● Instruction
Your output is the lines from the first one to the one containing "pt-1 text-[34px] leading-10", repeated exactly, with images left out.

● Source excerpt
+--

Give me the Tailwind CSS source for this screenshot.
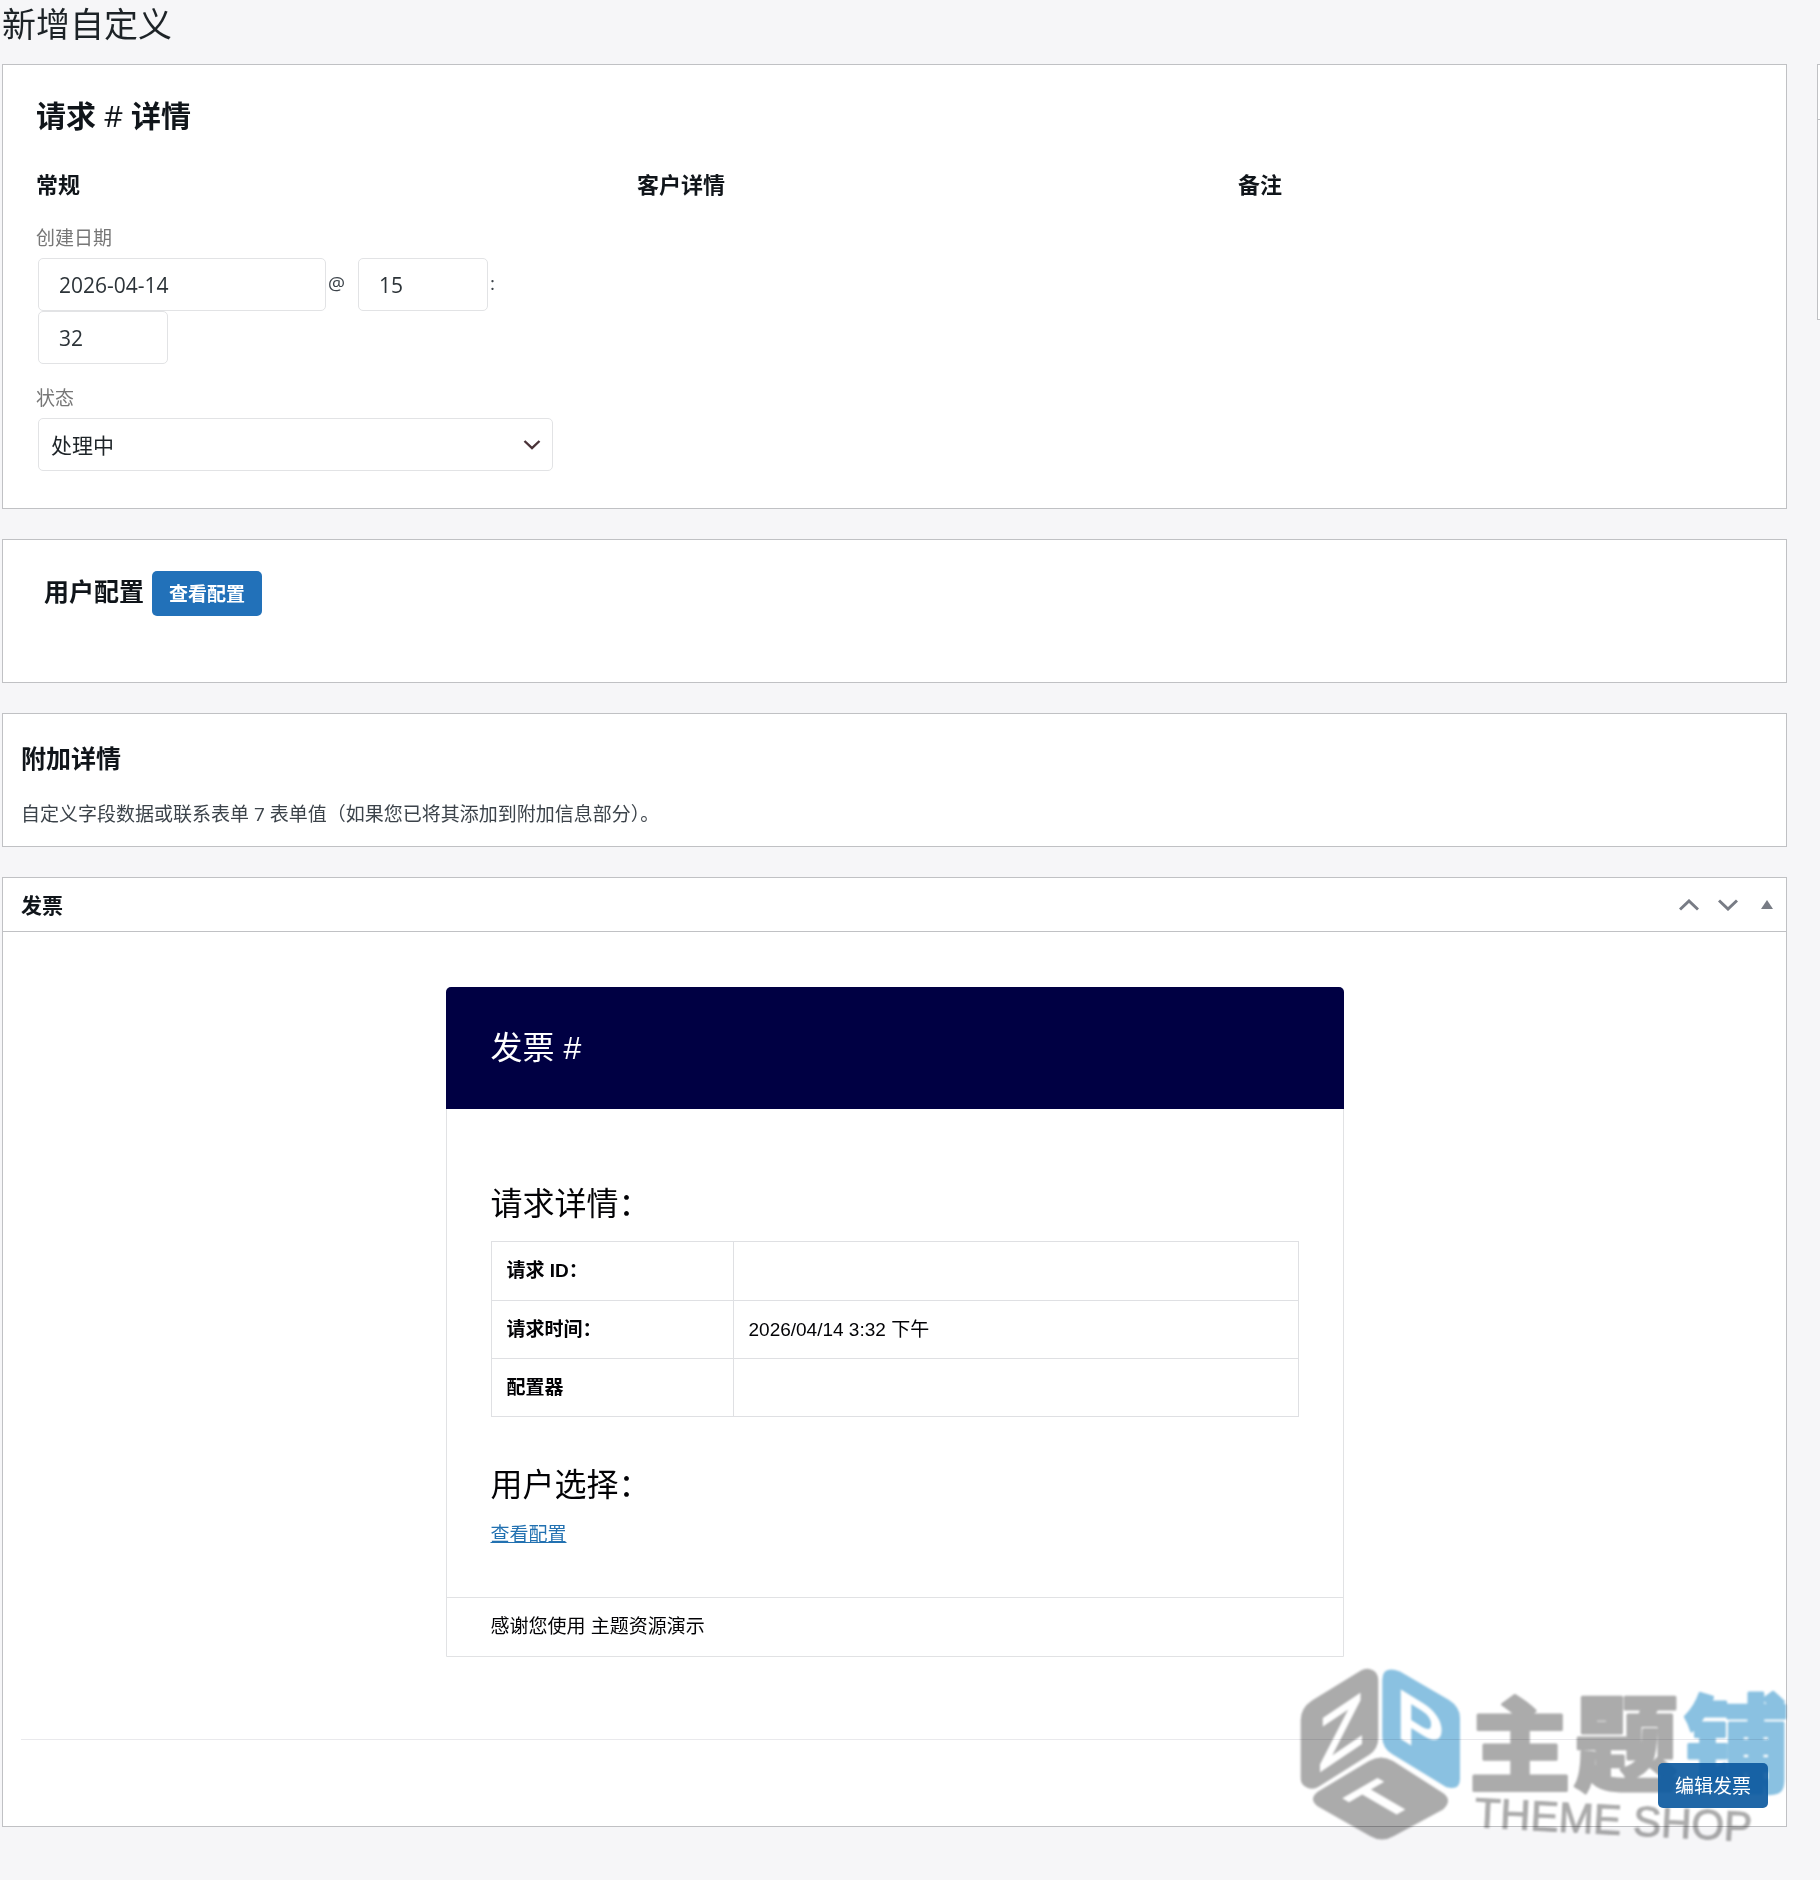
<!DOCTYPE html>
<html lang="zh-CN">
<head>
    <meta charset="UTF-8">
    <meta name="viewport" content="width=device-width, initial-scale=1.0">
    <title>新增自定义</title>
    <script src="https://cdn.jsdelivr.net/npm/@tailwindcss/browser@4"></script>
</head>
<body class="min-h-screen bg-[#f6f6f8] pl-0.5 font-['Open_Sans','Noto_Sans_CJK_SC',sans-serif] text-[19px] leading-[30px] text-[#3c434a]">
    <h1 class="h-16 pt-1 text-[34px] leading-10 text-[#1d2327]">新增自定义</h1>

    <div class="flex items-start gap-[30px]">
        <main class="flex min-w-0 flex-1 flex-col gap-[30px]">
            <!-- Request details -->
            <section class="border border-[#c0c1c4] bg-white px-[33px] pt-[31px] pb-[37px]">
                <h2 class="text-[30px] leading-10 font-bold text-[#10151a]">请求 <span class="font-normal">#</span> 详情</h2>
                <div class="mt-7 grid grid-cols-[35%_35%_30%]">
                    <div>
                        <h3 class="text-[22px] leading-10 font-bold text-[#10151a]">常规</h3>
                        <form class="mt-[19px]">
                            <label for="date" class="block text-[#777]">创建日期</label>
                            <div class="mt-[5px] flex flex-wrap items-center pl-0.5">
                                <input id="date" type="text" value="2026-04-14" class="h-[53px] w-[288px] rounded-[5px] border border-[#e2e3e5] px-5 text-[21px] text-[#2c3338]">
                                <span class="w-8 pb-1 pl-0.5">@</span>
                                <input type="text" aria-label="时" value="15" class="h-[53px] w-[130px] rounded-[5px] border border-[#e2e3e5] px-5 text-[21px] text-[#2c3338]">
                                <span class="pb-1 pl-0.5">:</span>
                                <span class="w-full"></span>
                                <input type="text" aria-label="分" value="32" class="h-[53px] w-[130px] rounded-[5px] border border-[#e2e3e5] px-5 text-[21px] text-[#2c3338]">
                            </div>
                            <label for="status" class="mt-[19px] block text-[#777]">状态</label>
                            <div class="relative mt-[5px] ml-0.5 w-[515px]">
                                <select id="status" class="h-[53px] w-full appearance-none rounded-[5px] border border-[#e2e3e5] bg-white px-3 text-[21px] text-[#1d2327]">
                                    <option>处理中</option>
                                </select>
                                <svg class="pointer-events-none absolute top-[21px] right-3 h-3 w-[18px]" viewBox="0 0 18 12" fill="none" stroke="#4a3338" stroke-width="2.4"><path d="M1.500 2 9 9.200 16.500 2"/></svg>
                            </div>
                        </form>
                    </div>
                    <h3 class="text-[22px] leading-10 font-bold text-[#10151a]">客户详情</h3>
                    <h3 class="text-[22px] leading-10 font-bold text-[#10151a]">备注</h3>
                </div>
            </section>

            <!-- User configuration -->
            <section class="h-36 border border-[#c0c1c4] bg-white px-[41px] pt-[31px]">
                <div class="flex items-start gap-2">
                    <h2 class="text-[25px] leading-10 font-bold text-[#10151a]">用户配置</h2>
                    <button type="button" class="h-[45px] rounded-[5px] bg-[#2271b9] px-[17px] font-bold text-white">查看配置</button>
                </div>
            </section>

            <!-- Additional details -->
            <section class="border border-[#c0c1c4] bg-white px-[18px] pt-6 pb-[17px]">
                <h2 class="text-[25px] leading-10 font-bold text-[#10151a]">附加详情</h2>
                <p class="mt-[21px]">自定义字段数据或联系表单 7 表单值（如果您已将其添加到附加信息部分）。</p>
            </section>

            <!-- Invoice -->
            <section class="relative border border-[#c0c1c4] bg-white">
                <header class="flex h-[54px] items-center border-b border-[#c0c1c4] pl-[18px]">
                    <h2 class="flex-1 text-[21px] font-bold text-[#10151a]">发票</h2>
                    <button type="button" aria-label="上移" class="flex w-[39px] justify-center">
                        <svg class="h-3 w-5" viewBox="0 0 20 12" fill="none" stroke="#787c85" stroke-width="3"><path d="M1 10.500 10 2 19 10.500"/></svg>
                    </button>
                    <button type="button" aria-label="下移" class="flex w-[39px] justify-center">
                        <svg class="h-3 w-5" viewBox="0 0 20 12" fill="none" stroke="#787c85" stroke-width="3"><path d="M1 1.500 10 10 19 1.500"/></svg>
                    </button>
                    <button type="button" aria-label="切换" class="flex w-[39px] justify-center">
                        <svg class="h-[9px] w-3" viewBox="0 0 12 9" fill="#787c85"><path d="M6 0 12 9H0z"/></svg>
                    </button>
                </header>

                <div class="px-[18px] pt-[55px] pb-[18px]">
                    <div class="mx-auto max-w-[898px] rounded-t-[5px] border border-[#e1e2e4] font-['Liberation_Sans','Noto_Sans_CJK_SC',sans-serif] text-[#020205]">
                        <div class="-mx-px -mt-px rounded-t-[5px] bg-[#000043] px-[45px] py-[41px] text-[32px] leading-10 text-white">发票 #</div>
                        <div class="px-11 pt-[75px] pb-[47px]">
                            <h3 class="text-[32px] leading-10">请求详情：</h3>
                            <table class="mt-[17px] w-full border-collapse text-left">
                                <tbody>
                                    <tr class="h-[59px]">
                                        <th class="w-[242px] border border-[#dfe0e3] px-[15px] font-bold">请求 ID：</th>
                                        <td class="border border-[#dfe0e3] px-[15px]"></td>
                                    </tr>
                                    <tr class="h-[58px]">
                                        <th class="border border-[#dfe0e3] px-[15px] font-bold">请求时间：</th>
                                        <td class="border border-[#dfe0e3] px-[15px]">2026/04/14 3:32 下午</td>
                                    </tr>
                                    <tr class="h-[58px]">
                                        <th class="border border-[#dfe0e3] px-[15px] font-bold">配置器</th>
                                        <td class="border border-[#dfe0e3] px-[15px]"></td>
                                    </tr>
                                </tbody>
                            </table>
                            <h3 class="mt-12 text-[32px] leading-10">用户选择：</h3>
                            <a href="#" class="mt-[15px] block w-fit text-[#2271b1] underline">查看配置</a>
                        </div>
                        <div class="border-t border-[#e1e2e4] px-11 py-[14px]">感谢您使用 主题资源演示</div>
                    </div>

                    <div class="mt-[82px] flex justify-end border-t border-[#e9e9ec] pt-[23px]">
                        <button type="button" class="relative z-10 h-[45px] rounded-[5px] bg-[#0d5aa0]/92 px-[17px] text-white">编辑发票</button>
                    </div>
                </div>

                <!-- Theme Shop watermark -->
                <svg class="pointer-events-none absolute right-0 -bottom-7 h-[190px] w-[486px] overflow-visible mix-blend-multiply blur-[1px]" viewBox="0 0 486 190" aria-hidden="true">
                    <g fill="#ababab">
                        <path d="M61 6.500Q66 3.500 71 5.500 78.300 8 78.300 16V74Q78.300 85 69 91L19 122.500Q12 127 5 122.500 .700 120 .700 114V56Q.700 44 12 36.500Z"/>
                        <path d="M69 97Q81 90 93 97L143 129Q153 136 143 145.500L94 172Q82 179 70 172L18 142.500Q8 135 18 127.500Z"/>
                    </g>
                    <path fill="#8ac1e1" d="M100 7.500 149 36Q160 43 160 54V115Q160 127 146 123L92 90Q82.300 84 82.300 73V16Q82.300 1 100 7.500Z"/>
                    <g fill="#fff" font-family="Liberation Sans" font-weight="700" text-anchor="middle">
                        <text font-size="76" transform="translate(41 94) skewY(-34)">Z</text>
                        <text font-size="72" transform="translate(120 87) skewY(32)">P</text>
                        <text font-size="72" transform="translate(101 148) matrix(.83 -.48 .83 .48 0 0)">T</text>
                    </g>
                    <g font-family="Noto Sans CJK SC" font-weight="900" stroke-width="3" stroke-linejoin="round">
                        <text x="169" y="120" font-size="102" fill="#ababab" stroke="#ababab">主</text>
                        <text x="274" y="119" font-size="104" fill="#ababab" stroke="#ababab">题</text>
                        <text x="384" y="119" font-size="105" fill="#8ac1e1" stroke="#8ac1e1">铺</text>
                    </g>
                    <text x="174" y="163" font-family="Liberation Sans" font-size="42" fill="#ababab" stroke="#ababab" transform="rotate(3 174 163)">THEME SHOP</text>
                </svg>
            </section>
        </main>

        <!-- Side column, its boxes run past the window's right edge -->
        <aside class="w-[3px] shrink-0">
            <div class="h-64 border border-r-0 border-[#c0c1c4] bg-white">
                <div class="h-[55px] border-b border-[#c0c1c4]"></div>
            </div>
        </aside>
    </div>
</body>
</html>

+--

● Result for this exercise
Give me the Tailwind CSS source for this screenshot.
<!DOCTYPE html>
<html lang="zh-CN">
<head>
    <meta charset="UTF-8">
    <meta name="viewport" content="width=device-width, initial-scale=1.0">
    <title>新增自定义</title>
    <script src="https://cdn.jsdelivr.net/npm/@tailwindcss/browser@4"></script>
</head>
<body class="min-h-screen bg-[#f6f6f8] pl-0.5 font-['Open_Sans','Noto_Sans_CJK_SC',sans-serif] text-[19px] leading-[30px] text-[#3c434a]">
    <h1 class="h-16 pt-1 text-[34px] leading-10 text-[#1d2327]">新增自定义</h1>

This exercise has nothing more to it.